European Commissioner for Industry and Entrepreneurship
- In office 17 July 2014 – 31 October 2014
- President: José Manuel Barroso
- Preceded by: Antonio Tajani
- Succeeded by: Elżbieta Bieńkowska

Permanent Representative of Italy to the European Union
- In office 28 June 2008 – 2 July 2013
- Preceded by: Rocco Cangelosi
- Succeeded by: Stefano Sannino

Personal details
- Born: 18 December 1946 (age 79) Pisa, Italy
- Party: Independent
- Alma mater: University of Pisa
- Profession: Diplomat, academic

= Ferdinando Nelli Feroci =

Italian diplomat

Ferdinando Nelli Feroci (born 18 December 1946) is an Italian diplomat who served briefly as a European Commissioner in 2014.

==Biography==
Nelli Feroci was born in Pisa. He graduated from the University of Pisa with a degree in law in 1970, and in 1972 entered the Italian diplomatic service.

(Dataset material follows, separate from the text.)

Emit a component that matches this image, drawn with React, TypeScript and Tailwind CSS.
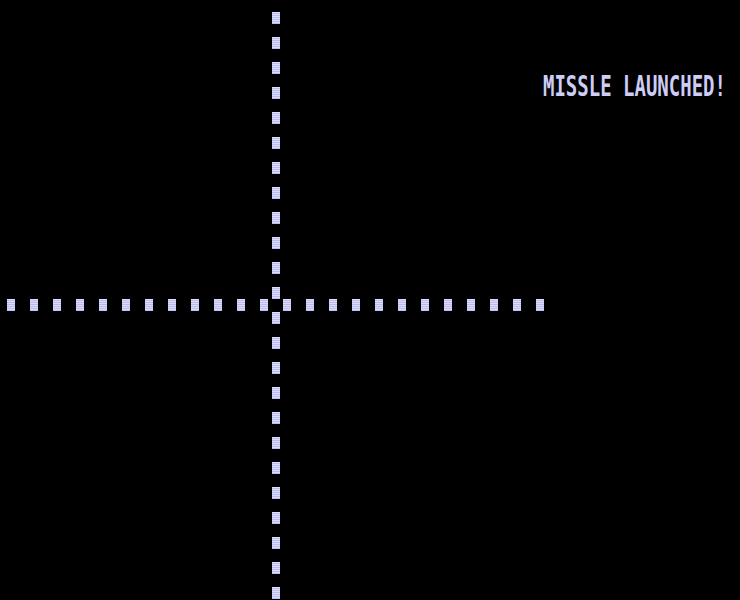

He served with Italy's delegation to the United Nations in New York, and with its embassies in Algeria, the United States, France and China.

From 2004 to 2006, he was Director-general for European integration at the Ministry of Foreign Affairs, and from 2006 to 2008 he was chief of staff to Foreign Minister Massimo D'Alema. Then from 2008 to 2013, he was the Permanent Representative of Italy to the European Union.

In June 2014 Nelli Feroci was appointed as Italy's European Commissioner, replacing Antonio Tajani as Commissioner for Industry and Entrepreneurship in the second Barroso Commission. He took office in July, and held the post position he held until Commission's mandate expired on 1 November 2014.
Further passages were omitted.